THE REQUEST: Select all lines in the records that include "code".

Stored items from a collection
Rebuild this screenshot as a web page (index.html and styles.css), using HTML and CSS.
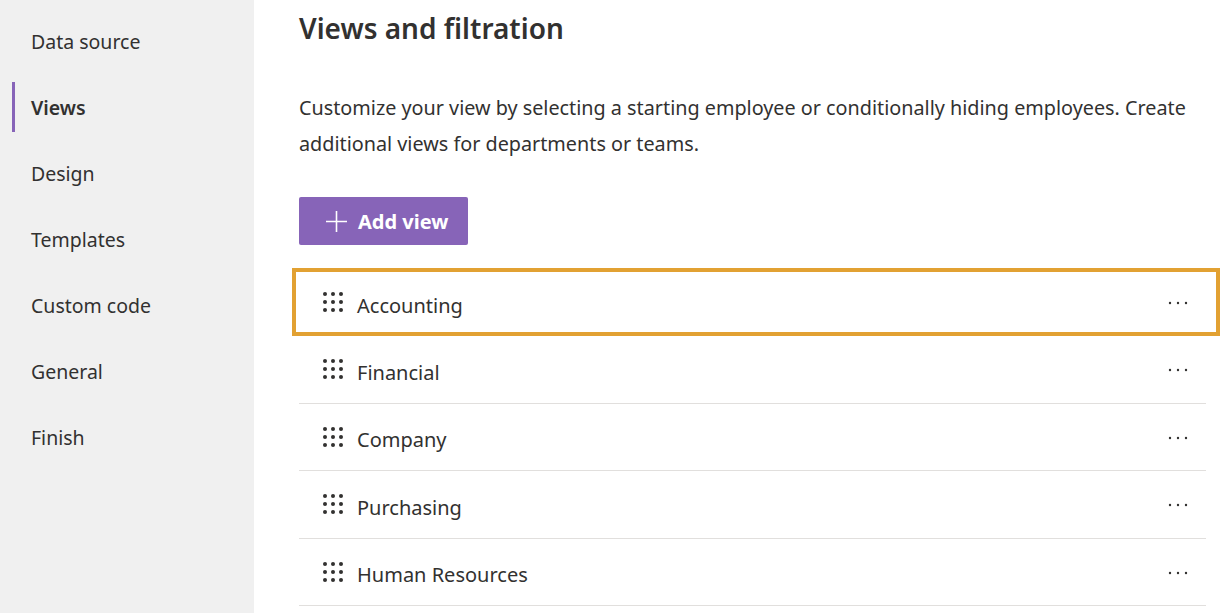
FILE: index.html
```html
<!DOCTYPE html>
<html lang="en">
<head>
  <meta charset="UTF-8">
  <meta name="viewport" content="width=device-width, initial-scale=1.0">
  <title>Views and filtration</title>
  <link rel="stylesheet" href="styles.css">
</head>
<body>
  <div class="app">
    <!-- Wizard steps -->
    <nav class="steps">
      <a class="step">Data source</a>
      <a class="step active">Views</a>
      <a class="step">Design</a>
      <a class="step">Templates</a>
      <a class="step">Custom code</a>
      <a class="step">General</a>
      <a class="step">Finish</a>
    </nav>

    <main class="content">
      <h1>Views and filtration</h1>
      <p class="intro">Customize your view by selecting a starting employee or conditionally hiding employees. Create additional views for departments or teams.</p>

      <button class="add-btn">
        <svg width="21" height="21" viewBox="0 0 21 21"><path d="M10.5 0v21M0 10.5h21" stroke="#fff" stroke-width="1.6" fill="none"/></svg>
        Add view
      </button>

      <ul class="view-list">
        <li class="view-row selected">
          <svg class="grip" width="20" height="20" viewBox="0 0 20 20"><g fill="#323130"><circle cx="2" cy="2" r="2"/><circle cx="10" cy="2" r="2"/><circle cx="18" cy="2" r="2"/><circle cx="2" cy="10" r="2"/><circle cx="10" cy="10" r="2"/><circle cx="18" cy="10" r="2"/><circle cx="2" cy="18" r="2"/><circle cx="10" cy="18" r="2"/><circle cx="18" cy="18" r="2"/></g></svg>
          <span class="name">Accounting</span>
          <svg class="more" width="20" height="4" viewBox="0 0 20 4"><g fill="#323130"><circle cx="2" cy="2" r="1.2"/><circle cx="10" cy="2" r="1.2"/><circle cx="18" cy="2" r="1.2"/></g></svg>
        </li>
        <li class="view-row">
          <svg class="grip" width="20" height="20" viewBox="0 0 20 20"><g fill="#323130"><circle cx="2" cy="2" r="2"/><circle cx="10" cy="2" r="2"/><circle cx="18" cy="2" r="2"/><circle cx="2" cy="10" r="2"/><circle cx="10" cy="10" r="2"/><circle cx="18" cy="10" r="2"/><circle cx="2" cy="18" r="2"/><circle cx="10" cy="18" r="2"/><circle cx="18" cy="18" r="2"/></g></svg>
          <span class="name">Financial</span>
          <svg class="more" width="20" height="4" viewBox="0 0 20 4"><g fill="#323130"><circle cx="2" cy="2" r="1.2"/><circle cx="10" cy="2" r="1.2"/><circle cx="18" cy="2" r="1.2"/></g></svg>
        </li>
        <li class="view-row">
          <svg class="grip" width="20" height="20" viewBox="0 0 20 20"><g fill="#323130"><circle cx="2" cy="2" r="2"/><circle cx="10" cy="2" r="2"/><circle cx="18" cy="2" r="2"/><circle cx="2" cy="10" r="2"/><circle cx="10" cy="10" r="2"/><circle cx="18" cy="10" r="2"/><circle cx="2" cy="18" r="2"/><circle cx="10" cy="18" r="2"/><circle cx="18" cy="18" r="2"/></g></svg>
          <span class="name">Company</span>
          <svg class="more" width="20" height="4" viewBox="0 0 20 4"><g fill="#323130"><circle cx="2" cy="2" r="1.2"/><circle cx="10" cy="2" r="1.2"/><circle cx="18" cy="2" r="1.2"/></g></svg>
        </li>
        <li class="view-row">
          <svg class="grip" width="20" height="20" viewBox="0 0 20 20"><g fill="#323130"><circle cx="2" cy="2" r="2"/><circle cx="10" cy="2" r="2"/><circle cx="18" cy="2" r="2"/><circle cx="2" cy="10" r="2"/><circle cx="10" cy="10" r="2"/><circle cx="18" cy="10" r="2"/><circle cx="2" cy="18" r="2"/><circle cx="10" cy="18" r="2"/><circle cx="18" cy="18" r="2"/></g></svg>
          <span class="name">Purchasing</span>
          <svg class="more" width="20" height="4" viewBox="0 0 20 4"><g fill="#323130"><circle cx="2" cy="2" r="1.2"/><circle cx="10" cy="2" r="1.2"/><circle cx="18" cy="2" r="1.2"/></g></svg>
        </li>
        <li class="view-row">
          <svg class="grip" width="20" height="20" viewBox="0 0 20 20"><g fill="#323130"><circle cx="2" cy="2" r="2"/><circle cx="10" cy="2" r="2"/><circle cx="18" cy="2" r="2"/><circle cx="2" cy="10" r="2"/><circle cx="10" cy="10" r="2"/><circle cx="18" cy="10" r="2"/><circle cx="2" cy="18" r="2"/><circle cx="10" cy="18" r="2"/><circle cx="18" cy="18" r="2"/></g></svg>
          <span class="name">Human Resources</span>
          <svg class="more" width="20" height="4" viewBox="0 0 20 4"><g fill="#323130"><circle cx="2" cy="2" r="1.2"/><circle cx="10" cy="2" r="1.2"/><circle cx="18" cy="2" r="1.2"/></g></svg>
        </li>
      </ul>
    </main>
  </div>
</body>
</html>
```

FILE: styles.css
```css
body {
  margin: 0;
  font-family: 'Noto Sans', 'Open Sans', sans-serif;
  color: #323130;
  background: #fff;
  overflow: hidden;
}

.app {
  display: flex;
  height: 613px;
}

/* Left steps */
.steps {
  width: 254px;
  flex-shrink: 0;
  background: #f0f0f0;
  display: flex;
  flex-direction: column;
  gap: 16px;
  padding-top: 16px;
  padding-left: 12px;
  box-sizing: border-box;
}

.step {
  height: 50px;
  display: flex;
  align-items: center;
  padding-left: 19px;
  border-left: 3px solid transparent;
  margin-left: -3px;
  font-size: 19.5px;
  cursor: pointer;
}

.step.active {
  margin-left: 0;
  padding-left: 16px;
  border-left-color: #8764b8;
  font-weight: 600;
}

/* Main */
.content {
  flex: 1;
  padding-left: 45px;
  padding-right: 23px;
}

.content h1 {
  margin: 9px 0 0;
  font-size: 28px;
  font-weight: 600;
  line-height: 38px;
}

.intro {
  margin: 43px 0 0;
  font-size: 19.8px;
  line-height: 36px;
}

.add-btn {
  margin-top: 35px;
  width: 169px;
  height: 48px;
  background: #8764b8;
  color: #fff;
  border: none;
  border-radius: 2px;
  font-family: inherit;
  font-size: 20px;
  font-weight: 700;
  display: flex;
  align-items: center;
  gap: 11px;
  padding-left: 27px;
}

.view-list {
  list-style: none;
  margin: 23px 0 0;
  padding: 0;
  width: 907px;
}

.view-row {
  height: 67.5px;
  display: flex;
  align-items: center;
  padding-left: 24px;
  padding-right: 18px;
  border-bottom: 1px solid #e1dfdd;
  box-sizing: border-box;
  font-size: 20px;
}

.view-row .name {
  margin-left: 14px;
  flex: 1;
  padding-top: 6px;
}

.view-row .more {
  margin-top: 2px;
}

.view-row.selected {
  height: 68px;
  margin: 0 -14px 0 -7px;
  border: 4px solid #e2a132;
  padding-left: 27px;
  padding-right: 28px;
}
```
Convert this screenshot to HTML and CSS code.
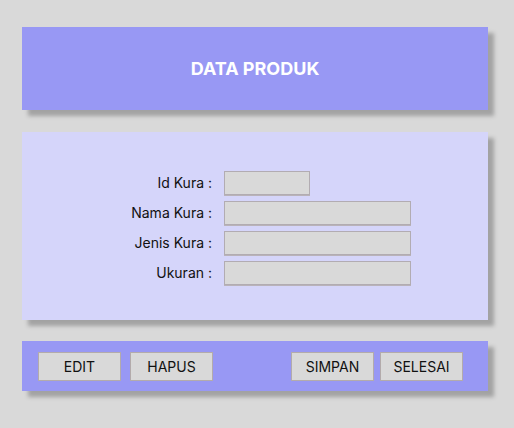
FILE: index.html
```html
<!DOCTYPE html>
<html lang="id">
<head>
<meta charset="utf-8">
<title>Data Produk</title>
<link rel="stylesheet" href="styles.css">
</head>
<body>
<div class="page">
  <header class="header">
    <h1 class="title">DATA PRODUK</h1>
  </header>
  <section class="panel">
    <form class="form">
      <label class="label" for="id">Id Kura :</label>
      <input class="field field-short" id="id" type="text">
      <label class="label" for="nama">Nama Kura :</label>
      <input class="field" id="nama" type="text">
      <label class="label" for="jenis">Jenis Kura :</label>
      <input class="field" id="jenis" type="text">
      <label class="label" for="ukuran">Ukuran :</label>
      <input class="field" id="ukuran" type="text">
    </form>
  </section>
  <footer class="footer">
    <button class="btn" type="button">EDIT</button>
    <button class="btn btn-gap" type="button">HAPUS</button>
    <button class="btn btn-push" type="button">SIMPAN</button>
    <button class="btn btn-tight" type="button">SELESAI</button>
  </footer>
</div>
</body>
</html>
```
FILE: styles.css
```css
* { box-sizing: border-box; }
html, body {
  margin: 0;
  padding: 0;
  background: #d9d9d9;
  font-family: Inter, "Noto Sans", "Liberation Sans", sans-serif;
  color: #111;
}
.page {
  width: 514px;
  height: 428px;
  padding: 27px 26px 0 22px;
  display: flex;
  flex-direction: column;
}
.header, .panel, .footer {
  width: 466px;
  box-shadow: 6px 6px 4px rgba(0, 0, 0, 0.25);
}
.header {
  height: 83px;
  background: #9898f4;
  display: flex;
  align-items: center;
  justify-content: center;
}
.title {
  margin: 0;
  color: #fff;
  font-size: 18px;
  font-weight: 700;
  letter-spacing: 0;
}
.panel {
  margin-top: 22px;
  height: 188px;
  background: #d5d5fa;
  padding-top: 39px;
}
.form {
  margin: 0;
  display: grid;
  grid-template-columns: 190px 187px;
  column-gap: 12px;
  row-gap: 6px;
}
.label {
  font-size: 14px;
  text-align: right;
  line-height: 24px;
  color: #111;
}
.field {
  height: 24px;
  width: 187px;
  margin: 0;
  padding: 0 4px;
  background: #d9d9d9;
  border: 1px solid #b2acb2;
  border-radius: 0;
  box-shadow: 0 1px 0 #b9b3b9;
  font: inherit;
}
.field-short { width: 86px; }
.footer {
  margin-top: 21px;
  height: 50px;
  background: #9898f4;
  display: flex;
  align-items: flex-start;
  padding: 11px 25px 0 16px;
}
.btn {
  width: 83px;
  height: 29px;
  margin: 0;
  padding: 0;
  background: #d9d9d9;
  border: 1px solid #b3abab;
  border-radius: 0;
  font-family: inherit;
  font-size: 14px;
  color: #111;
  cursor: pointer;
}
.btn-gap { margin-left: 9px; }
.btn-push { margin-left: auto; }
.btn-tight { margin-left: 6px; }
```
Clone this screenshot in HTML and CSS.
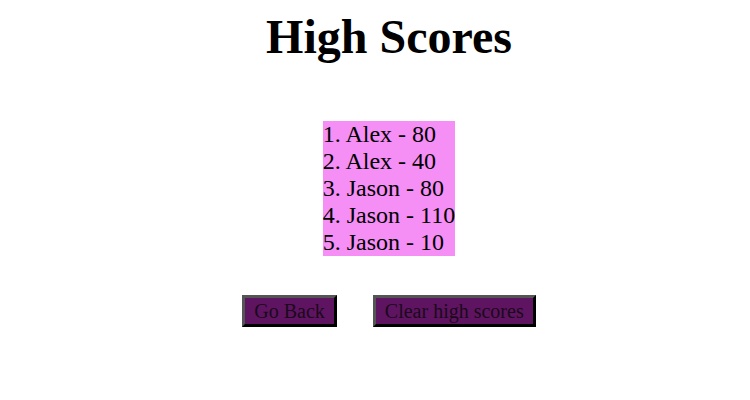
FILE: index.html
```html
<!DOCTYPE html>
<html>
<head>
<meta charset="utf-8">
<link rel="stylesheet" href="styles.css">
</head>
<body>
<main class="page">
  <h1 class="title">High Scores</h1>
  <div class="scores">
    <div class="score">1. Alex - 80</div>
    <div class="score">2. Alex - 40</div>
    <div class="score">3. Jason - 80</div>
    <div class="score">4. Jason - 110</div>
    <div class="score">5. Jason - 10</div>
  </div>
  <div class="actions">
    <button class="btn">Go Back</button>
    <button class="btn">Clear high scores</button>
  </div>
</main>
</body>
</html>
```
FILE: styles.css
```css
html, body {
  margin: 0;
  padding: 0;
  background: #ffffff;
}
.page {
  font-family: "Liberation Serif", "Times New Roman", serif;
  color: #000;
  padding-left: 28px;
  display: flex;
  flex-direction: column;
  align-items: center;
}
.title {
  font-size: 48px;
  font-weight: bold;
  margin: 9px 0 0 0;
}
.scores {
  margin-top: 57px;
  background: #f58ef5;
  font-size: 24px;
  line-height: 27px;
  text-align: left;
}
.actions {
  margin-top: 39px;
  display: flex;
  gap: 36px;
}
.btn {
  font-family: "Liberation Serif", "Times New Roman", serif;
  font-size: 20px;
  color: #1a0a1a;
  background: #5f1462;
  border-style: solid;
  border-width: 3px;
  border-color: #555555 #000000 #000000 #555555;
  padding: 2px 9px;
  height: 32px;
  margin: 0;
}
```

RESULT:
      <a class="step">Custom code</a>
Convert this screenshot to HTML and CSS code.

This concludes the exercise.